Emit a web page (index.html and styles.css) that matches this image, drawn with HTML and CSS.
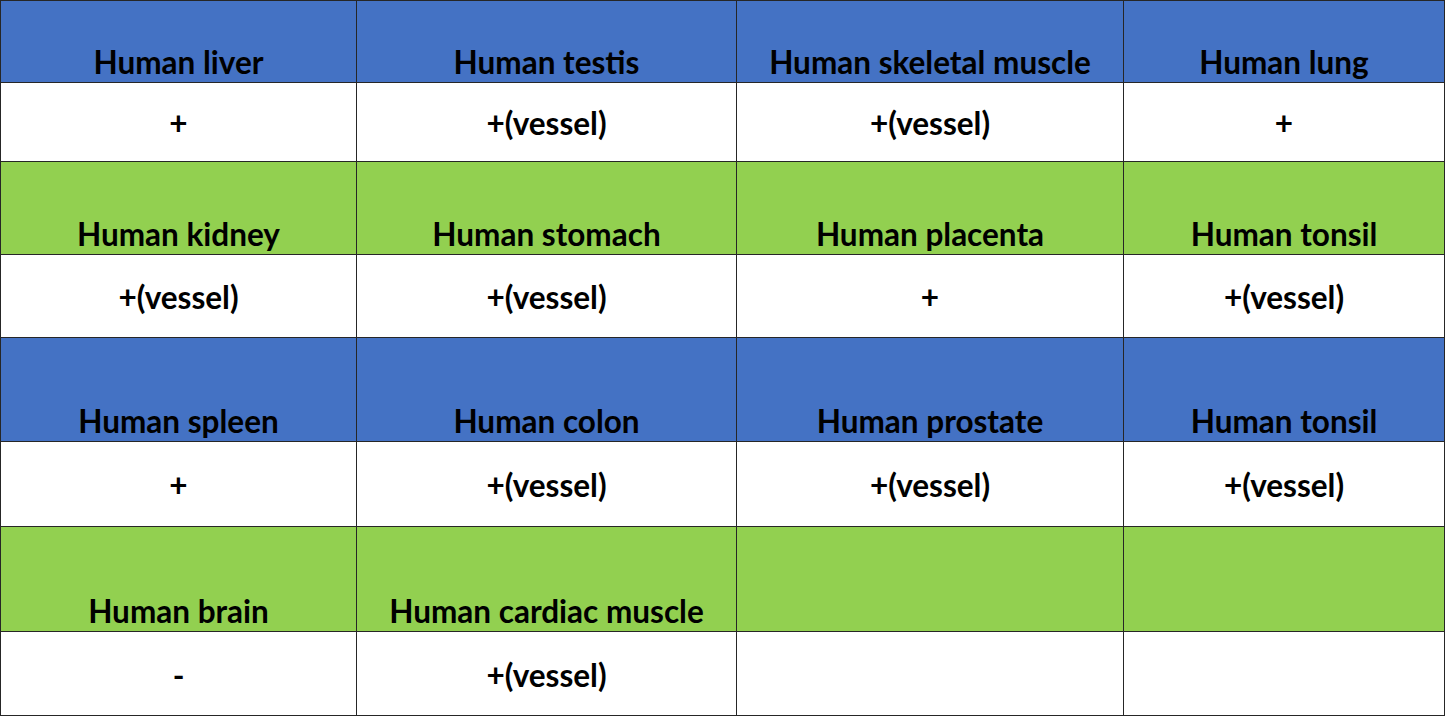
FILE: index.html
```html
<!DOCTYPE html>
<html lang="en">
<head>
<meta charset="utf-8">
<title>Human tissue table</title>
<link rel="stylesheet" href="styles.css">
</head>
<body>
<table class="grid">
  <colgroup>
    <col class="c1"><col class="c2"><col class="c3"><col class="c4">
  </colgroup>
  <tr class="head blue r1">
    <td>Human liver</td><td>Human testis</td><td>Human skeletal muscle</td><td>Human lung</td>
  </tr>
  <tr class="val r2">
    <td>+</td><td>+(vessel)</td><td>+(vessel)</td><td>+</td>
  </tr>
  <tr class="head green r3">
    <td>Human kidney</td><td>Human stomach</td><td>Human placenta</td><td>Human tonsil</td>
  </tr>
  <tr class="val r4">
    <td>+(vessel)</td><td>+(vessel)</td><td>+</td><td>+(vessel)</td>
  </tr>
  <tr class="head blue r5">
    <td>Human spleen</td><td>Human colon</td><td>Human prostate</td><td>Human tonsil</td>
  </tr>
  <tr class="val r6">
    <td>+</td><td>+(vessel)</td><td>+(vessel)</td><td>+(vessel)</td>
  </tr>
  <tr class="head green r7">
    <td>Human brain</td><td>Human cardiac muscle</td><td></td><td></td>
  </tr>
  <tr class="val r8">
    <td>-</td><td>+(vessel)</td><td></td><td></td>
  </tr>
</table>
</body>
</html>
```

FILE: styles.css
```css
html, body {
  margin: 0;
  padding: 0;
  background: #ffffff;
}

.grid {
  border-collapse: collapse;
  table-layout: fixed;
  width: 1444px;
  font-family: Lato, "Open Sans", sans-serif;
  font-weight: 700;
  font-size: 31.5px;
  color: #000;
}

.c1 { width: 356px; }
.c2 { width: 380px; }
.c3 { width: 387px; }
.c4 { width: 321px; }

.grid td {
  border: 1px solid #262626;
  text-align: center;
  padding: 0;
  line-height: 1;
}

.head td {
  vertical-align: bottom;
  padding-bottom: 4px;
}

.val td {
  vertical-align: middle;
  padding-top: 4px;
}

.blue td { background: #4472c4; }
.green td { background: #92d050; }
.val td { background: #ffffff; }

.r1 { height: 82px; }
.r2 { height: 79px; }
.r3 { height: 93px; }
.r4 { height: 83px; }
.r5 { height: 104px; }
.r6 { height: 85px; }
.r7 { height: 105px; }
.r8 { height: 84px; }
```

▶ EXERCISE DETAILS
Copy out the whole listing exactly, and don't carry over any pictures.

▶ SOLUTION TO THIS PROBLEM
Emit a web page (index.html and styles.css) that matches this image, drawn with HTML and CSS.
FILE: index.html
```html
<!DOCTYPE html>
<html lang="en">
<head>
<meta charset="utf-8">
<title>Human tissue table</title>
<link rel="stylesheet" href="styles.css">
</head>
<body>
<table class="grid">
  <colgroup>
    <col class="c1"><col class="c2"><col class="c3"><col class="c4">
  </colgroup>
  <tr class="head blue r1">
    <td>Human liver</td><td>Human testis</td><td>Human skeletal muscle</td><td>Human lung</td>
  </tr>
  <tr class="val r2">
    <td>+</td><td>+(vessel)</td><td>+(vessel)</td><td>+</td>
  </tr>
  <tr class="head green r3">
    <td>Human kidney</td><td>Human stomach</td><td>Human placenta</td><td>Human tonsil</td>
  </tr>
  <tr class="val r4">
    <td>+(vessel)</td><td>+(vessel)</td><td>+</td><td>+(vessel)</td>
  </tr>
  <tr class="head blue r5">
    <td>Human spleen</td><td>Human colon</td><td>Human prostate</td><td>Human tonsil</td>
  </tr>
  <tr class="val r6">
    <td>+</td><td>+(vessel)</td><td>+(vessel)</td><td>+(vessel)</td>
  </tr>
  <tr class="head green r7">
    <td>Human brain</td><td>Human cardiac muscle</td><td></td><td></td>
  </tr>
  <tr class="val r8">
    <td>-</td><td>+(vessel)</td><td></td><td></td>
  </tr>
</table>
</body>
</html>
```

FILE: styles.css
```css
html, body {
  margin: 0;
  padding: 0;
  background: #ffffff;
}

.grid {
  border-collapse: collapse;
  table-layout: fixed;
  width: 1444px;
  font-family: Lato, "Open Sans", sans-serif;
  font-weight: 700;
  font-size: 31.5px;
  color: #000;
}

.c1 { width: 356px; }
.c2 { width: 380px; }
.c3 { width: 387px; }
.c4 { width: 321px; }

.grid td {
  border: 1px solid #262626;
  text-align: center;
  padding: 0;
  line-height: 1;
}

.head td {
  vertical-align: bottom;
  padding-bottom: 4px;
}

.val td {
  vertical-align: middle;
  padding-top: 4px;
}

.blue td { background: #4472c4; }
.green td { background: #92d050; }
.val td { background: #ffffff; }

.r1 { height: 82px; }
.r2 { height: 79px; }
.r3 { height: 93px; }
.r4 { height: 83px; }
.r5 { height: 104px; }
.r6 { height: 85px; }
.r7 { height: 105px; }
.r8 { height: 84px; }
```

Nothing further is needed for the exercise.